I’ve been watching how my children [6-year-old and 6-month-old girls with her husband, conductor Rafael Payare] listen to music. I put on my recording of Haydn’s G major concerto, and it just goes right through my younger daughter. How do we get back to that, that visceral response? She doesn’t have any way of communicating verbally, but it reaches her. When she’s crying, I sometimes put on a Mozart symphony, and she’s quiet. It’s in all of us. I search for ways to get back to that primal way we respond to music.
HS: As you describe this, I’m thinking of the Pixar movie Ratatouille, when the critic takes a first taste and is transported back to his childhood.
AW: It’s so beautiful and powerful, that moment. You see his face change completely, and all the layers are stripped away, and you’re going to the essence. I don’t pretend that FRAGMENTS does that, but I’m trying.
HS: OK, but why the lighting, the setting, the theatrical aspects?

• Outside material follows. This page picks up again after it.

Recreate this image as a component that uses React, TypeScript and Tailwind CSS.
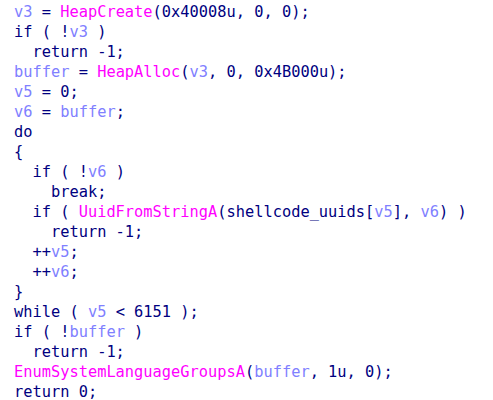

AW: When I was constructing this, I realized there needs to be a visual element. It’s music first and lighting second, but lighting can enhance the music if we’re careful to do it subtly. We’re not making a music video. Did you notice that each composer has his or her own lighting world? One’s turquoise, another is purple, Bach is off-white. It’s not random.
HS: Although most of the ‘fragment’ pieces were about as far from Bach’s music as you can get, one was an intentional nod to Bach, almost a pastiche.
AW: Yes, one was definitely Baroque-ish. Maybe it’s nerdy, but I tried so show it was not actually Bach, by trilling incorrectly – starting from the bottom of the note instead of the top in Baroque style. The audience may not notice, but I hope they’ll feel something different and let go of preconceptions.
HS: How did the experience feel to you, to finally do this before an audience?
AW: It felt fantastic. I’ve never been so nervous to anything in my life, on stage. I didn’t sleep for a week-and-a-half before. I was on a European tour, playing the Elgar concerto. The only time I wasn’t thinking about it (the workshop) was when I was on stage playing Elgar. I kept thinking, this can’t fail, can it?